STORED DATA>
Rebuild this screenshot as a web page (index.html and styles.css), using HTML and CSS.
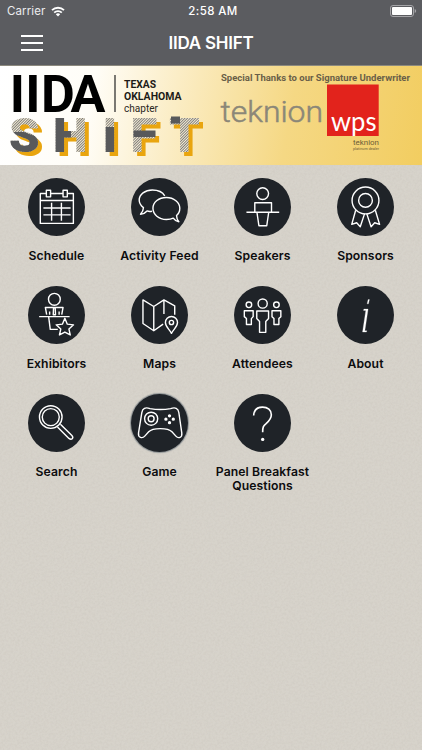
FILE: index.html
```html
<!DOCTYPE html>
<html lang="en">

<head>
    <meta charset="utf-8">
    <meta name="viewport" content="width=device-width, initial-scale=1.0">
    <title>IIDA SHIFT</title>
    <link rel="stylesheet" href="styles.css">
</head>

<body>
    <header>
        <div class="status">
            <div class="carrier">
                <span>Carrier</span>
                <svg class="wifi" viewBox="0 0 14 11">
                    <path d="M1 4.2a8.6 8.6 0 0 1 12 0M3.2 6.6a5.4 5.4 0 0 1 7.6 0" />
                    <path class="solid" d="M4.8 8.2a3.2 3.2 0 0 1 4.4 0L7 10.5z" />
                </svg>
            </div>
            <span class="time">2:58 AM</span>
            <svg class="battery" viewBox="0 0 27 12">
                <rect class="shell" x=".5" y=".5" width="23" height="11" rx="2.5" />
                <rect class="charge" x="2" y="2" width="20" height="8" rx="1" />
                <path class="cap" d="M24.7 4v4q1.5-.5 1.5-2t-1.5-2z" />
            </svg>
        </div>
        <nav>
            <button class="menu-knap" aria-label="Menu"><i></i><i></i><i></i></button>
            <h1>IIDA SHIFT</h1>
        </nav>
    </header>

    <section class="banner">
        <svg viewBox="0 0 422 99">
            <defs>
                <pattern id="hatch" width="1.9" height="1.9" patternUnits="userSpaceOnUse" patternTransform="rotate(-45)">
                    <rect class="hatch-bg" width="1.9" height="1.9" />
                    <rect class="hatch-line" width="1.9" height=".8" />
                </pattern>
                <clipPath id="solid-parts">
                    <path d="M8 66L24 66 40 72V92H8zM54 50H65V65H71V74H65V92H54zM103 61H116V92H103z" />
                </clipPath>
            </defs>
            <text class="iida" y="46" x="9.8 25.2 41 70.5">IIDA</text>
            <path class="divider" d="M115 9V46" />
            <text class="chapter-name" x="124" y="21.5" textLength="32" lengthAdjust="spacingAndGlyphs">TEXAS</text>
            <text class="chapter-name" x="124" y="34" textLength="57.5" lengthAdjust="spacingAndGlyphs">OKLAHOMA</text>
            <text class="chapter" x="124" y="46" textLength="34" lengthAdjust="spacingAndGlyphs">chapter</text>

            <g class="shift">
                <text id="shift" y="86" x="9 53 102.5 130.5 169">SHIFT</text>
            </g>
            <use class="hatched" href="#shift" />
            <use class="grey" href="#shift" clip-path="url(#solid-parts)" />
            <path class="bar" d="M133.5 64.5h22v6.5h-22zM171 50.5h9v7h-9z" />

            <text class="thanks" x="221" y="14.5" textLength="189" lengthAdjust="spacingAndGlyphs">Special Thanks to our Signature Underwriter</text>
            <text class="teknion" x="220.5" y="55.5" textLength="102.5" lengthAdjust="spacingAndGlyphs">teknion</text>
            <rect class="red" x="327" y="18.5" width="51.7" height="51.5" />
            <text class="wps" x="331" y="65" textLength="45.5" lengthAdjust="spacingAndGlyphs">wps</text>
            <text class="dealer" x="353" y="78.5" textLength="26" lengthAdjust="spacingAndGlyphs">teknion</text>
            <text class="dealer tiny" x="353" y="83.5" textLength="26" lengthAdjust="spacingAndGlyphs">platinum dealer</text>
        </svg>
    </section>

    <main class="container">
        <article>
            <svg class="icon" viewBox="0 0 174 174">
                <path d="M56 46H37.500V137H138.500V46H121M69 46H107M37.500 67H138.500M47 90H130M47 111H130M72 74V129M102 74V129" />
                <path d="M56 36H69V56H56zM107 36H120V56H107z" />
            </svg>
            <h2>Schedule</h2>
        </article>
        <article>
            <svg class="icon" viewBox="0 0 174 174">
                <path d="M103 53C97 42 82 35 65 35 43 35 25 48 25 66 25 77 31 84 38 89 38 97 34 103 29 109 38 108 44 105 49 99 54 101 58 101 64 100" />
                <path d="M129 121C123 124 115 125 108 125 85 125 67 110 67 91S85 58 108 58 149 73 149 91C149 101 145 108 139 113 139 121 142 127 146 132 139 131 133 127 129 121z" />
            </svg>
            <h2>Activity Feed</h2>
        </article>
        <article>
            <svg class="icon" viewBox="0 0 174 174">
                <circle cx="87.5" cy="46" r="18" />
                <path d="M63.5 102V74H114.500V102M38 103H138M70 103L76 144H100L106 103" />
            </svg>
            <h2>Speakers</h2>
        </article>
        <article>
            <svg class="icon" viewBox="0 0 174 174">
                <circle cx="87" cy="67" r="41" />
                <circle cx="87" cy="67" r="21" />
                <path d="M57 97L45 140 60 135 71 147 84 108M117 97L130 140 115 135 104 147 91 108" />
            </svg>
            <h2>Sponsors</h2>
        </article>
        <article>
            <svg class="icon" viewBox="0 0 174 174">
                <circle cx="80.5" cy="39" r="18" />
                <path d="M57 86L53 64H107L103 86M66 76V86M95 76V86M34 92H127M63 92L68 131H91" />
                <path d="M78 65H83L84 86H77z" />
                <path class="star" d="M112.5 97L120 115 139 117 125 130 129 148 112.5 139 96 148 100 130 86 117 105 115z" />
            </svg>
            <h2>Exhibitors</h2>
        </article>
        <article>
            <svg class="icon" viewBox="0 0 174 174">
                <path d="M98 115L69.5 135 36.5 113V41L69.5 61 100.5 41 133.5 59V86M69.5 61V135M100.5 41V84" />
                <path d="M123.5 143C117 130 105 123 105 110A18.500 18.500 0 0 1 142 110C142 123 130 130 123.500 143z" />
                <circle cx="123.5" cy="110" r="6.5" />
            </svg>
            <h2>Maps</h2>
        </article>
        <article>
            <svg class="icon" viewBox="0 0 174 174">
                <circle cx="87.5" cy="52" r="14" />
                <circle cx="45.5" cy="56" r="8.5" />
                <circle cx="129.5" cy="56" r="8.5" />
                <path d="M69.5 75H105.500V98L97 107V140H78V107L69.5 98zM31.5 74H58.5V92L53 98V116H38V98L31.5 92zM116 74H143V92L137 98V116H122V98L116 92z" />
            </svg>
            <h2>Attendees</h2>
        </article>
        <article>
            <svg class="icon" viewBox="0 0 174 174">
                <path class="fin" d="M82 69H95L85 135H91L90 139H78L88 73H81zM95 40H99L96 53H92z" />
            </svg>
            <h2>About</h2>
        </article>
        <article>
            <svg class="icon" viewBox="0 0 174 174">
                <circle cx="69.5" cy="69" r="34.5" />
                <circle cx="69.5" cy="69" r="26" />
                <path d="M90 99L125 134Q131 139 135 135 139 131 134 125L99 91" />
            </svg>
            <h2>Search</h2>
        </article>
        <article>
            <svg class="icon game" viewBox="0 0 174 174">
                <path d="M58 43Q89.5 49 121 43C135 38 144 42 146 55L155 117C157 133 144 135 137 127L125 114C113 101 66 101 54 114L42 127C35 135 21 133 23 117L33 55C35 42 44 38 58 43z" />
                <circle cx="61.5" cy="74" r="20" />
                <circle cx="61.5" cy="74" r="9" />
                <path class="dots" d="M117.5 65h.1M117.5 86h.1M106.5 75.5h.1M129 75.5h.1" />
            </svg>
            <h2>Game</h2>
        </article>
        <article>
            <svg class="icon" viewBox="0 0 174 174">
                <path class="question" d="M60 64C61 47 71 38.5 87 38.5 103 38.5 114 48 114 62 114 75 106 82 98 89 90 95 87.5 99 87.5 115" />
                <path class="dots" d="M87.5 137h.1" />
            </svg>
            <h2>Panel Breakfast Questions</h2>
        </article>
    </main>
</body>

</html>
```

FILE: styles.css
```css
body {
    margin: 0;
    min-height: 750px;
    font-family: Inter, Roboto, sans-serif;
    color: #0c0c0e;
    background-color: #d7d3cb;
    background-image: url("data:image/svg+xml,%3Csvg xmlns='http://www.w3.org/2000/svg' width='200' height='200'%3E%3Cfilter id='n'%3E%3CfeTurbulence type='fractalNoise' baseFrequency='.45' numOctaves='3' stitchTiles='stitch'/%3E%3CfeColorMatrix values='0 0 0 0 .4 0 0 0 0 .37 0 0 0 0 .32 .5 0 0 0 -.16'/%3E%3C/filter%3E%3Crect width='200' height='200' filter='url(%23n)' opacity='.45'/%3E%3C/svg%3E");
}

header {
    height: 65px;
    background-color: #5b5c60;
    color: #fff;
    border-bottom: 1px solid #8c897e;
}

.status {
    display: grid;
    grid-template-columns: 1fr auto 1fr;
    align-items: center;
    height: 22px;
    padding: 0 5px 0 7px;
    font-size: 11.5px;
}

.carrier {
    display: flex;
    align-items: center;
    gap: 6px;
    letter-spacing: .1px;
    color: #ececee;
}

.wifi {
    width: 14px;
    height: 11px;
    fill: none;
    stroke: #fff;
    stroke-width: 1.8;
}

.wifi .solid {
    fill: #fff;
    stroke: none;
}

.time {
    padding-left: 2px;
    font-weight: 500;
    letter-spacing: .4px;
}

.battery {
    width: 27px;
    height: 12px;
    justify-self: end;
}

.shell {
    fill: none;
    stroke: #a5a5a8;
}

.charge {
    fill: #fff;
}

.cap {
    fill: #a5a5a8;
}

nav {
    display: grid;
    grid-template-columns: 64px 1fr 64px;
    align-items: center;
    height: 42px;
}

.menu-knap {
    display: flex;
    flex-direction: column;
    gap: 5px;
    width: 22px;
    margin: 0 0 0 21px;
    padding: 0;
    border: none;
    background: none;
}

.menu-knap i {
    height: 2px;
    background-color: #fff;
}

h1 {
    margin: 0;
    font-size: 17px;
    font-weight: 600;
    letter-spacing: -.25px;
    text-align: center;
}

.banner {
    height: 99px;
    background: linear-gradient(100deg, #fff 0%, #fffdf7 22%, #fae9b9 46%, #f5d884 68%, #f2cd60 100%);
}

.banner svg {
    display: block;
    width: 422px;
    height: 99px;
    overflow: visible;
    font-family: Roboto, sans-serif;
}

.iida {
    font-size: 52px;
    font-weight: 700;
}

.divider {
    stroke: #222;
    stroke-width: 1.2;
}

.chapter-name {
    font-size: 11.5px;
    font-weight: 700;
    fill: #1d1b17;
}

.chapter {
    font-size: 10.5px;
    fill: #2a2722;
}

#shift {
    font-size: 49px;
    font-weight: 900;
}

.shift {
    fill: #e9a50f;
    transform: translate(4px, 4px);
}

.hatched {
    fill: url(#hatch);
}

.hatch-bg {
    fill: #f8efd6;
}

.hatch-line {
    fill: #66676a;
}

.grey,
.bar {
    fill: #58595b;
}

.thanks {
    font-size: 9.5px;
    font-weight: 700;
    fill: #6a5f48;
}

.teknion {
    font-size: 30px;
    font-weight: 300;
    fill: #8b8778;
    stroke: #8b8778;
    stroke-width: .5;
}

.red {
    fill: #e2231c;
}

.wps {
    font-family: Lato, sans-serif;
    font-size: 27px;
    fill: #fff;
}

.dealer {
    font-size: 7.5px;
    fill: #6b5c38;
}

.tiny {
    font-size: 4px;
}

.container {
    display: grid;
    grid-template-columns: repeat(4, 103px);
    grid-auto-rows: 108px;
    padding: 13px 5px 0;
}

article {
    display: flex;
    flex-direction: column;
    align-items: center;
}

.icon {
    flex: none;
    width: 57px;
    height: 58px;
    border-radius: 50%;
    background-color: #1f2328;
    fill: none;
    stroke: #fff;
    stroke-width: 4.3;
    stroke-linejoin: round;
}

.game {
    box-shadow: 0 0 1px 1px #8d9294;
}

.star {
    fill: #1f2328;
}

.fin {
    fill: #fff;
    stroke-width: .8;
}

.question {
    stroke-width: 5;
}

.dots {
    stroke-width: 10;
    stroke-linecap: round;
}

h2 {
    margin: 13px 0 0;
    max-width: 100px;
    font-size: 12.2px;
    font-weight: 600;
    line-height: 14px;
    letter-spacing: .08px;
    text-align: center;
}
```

EXERCISE PROMPT> Gather all lines where the word "index" appears.

ANSWER TO THE PROBLEM>
Rebuild this screenshot as a web page (index.html and styles.css), using HTML and CSS.
FILE: index.html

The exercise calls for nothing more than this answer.